%%

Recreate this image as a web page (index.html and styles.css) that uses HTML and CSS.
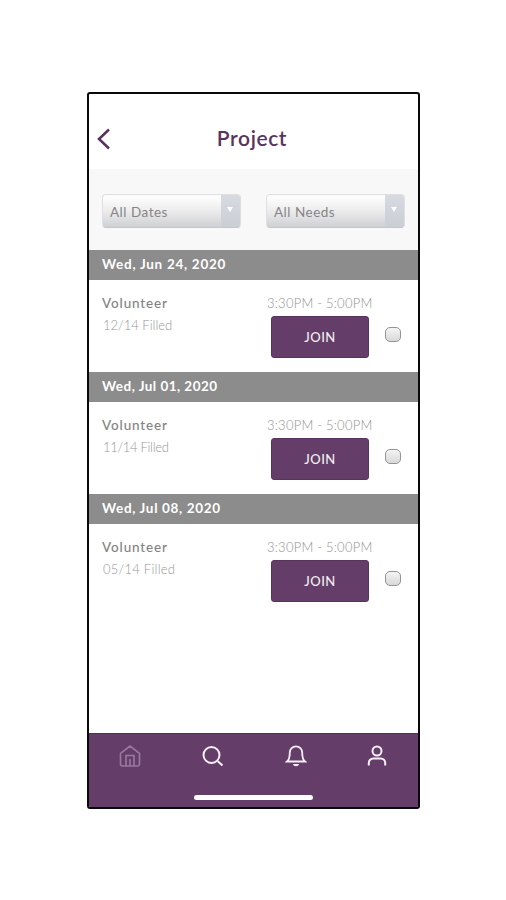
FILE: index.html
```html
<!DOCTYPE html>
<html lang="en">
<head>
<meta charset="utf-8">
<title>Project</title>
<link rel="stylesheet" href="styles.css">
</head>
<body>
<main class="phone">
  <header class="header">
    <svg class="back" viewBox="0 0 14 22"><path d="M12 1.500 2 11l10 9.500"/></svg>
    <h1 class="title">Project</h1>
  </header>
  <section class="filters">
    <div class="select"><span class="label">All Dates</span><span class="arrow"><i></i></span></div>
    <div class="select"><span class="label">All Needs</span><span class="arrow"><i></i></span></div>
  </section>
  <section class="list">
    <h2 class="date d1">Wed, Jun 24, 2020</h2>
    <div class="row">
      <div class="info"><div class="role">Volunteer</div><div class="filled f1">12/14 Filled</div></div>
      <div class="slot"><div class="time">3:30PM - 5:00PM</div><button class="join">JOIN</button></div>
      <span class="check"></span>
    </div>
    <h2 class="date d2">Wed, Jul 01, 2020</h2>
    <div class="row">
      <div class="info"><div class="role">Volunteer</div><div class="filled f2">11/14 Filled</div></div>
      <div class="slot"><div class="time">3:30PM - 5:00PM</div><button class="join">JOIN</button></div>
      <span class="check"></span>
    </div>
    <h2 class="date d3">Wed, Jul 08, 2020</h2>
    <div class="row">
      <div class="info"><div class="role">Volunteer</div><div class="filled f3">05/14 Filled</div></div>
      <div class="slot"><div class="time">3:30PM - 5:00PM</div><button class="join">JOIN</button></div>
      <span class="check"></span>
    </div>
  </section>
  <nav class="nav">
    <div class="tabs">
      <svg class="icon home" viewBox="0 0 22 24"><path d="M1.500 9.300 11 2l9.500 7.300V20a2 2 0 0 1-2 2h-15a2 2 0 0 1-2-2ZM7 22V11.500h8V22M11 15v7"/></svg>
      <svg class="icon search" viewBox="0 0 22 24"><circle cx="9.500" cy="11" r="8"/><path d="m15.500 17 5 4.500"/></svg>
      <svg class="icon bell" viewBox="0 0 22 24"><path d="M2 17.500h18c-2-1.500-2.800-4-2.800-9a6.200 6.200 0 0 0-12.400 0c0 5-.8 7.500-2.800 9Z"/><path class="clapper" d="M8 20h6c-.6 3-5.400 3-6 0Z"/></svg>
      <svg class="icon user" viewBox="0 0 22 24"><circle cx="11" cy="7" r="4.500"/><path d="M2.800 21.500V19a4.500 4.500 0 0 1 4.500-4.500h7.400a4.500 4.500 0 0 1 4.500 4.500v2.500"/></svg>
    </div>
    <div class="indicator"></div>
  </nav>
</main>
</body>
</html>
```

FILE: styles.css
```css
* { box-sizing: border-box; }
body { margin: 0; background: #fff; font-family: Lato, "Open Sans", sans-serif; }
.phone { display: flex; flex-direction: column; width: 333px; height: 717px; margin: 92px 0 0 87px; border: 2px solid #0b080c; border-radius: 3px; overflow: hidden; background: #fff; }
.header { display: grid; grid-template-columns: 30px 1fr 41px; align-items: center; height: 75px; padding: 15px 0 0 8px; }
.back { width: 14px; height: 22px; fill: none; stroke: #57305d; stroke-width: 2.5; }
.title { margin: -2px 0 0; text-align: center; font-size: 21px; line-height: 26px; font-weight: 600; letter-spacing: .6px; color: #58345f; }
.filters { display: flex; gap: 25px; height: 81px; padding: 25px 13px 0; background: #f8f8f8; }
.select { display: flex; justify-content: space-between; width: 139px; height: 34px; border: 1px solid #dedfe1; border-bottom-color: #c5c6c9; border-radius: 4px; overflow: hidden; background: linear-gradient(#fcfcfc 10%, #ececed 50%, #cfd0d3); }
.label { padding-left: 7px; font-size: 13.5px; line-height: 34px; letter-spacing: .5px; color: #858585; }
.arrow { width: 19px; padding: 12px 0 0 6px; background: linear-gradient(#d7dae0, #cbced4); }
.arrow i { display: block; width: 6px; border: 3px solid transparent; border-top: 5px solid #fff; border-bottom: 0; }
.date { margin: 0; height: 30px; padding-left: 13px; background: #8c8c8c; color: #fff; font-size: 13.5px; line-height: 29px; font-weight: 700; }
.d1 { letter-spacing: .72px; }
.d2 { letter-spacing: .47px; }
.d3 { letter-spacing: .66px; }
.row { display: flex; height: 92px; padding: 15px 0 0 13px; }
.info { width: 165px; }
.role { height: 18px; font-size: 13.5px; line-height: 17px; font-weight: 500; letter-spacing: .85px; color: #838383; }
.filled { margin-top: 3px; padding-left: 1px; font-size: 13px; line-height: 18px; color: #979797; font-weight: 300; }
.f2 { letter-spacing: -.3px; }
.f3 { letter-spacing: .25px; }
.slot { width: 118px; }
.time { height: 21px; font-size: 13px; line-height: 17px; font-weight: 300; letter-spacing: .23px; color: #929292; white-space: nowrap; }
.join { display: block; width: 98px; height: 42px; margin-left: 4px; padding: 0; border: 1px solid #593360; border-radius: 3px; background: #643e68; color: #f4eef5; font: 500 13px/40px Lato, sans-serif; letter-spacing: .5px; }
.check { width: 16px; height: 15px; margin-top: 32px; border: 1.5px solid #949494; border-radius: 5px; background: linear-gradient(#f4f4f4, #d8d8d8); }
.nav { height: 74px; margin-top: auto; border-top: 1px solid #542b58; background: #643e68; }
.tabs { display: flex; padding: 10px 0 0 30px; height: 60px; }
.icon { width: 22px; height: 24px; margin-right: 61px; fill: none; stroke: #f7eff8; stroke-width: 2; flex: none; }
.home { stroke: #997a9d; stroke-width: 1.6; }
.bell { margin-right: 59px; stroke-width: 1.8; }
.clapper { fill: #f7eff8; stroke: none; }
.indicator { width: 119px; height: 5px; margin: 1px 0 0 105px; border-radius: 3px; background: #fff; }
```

%%

▶ [GIVEN PROBLEM] Make an exact copy of the data, leaving its pictures out.

▶ [COMPLETE OUTPUT]
Recreate this image as a web page (index.html and styles.css) that uses HTML and CSS.
FILE: index.html
```html
<!DOCTYPE html>
<html lang="en">
<head>
<meta charset="utf-8">
<title>Project</title>
<link rel="stylesheet" href="styles.css">
</head>
<body>
<main class="phone">
  <header class="header">
    <svg class="back" viewBox="0 0 14 22"><path d="M12 1.500 2 11l10 9.500"/></svg>
    <h1 class="title">Project</h1>
  </header>
  <section class="filters">
    <div class="select"><span class="label">All Dates</span><span class="arrow"><i></i></span></div>
    <div class="select"><span class="label">All Needs</span><span class="arrow"><i></i></span></div>
  </section>
  <section class="list">
    <h2 class="date d1">Wed, Jun 24, 2020</h2>
    <div class="row">
      <div class="info"><div class="role">Volunteer</div><div class="filled f1">12/14 Filled</div></div>
      <div class="slot"><div class="time">3:30PM - 5:00PM</div><button class="join">JOIN</button></div>
      <span class="check"></span>
    </div>
    <h2 class="date d2">Wed, Jul 01, 2020</h2>
    <div class="row">
      <div class="info"><div class="role">Volunteer</div><div class="filled f2">11/14 Filled</div></div>
      <div class="slot"><div class="time">3:30PM - 5:00PM</div><button class="join">JOIN</button></div>
      <span class="check"></span>
    </div>
    <h2 class="date d3">Wed, Jul 08, 2020</h2>
    <div class="row">
      <div class="info"><div class="role">Volunteer</div><div class="filled f3">05/14 Filled</div></div>
      <div class="slot"><div class="time">3:30PM - 5:00PM</div><button class="join">JOIN</button></div>
      <span class="check"></span>
    </div>
  </section>
  <nav class="nav">
    <div class="tabs">
      <svg class="icon home" viewBox="0 0 22 24"><path d="M1.500 9.300 11 2l9.500 7.300V20a2 2 0 0 1-2 2h-15a2 2 0 0 1-2-2ZM7 22V11.500h8V22M11 15v7"/></svg>
      <svg class="icon search" viewBox="0 0 22 24"><circle cx="9.500" cy="11" r="8"/><path d="m15.500 17 5 4.500"/></svg>
      <svg class="icon bell" viewBox="0 0 22 24"><path d="M2 17.500h18c-2-1.500-2.800-4-2.800-9a6.200 6.200 0 0 0-12.400 0c0 5-.8 7.500-2.800 9Z"/><path class="clapper" d="M8 20h6c-.6 3-5.400 3-6 0Z"/></svg>
      <svg class="icon user" viewBox="0 0 22 24"><circle cx="11" cy="7" r="4.500"/><path d="M2.800 21.500V19a4.500 4.500 0 0 1 4.500-4.500h7.400a4.500 4.500 0 0 1 4.500 4.500v2.500"/></svg>
    </div>
    <div class="indicator"></div>
  </nav>
</main>
</body>
</html>
```

FILE: styles.css
```css
* { box-sizing: border-box; }
body { margin: 0; background: #fff; font-family: Lato, "Open Sans", sans-serif; }
.phone { display: flex; flex-direction: column; width: 333px; height: 717px; margin: 92px 0 0 87px; border: 2px solid #0b080c; border-radius: 3px; overflow: hidden; background: #fff; }
.header { display: grid; grid-template-columns: 30px 1fr 41px; align-items: center; height: 75px; padding: 15px 0 0 8px; }
.back { width: 14px; height: 22px; fill: none; stroke: #57305d; stroke-width: 2.5; }
.title { margin: -2px 0 0; text-align: center; font-size: 21px; line-height: 26px; font-weight: 600; letter-spacing: .6px; color: #58345f; }
.filters { display: flex; gap: 25px; height: 81px; padding: 25px 13px 0; background: #f8f8f8; }
.select { display: flex; justify-content: space-between; width: 139px; height: 34px; border: 1px solid #dedfe1; border-bottom-color: #c5c6c9; border-radius: 4px; overflow: hidden; background: linear-gradient(#fcfcfc 10%, #ececed 50%, #cfd0d3); }
.label { padding-left: 7px; font-size: 13.5px; line-height: 34px; letter-spacing: .5px; color: #858585; }
.arrow { width: 19px; padding: 12px 0 0 6px; background: linear-gradient(#d7dae0, #cbced4); }
.arrow i { display: block; width: 6px; border: 3px solid transparent; border-top: 5px solid #fff; border-bottom: 0; }
.date { margin: 0; height: 30px; padding-left: 13px; background: #8c8c8c; color: #fff; font-size: 13.5px; line-height: 29px; font-weight: 700; }
.d1 { letter-spacing: .72px; }
.d2 { letter-spacing: .47px; }
.d3 { letter-spacing: .66px; }
.row { display: flex; height: 92px; padding: 15px 0 0 13px; }
.info { width: 165px; }
.role { height: 18px; font-size: 13.5px; line-height: 17px; font-weight: 500; letter-spacing: .85px; color: #838383; }
.filled { margin-top: 3px; padding-left: 1px; font-size: 13px; line-height: 18px; color: #979797; font-weight: 300; }
.f2 { letter-spacing: -.3px; }
.f3 { letter-spacing: .25px; }
.slot { width: 118px; }
.time { height: 21px; font-size: 13px; line-height: 17px; font-weight: 300; letter-spacing: .23px; color: #929292; white-space: nowrap; }
.join { display: block; width: 98px; height: 42px; margin-left: 4px; padding: 0; border: 1px solid #593360; border-radius: 3px; background: #643e68; color: #f4eef5; font: 500 13px/40px Lato, sans-serif; letter-spacing: .5px; }
.check { width: 16px; height: 15px; margin-top: 32px; border: 1.5px solid #949494; border-radius: 5px; background: linear-gradient(#f4f4f4, #d8d8d8); }
.nav { height: 74px; margin-top: auto; border-top: 1px solid #542b58; background: #643e68; }
.tabs { display: flex; padding: 10px 0 0 30px; height: 60px; }
.icon { width: 22px; height: 24px; margin-right: 61px; fill: none; stroke: #f7eff8; stroke-width: 2; flex: none; }
.home { stroke: #997a9d; stroke-width: 1.6; }
.bell { margin-right: 59px; stroke-width: 1.8; }
.clapper { fill: #f7eff8; stroke: none; }
.indicator { width: 119px; height: 5px; margin: 1px 0 0 105px; border-radius: 3px; background: #fff; }
```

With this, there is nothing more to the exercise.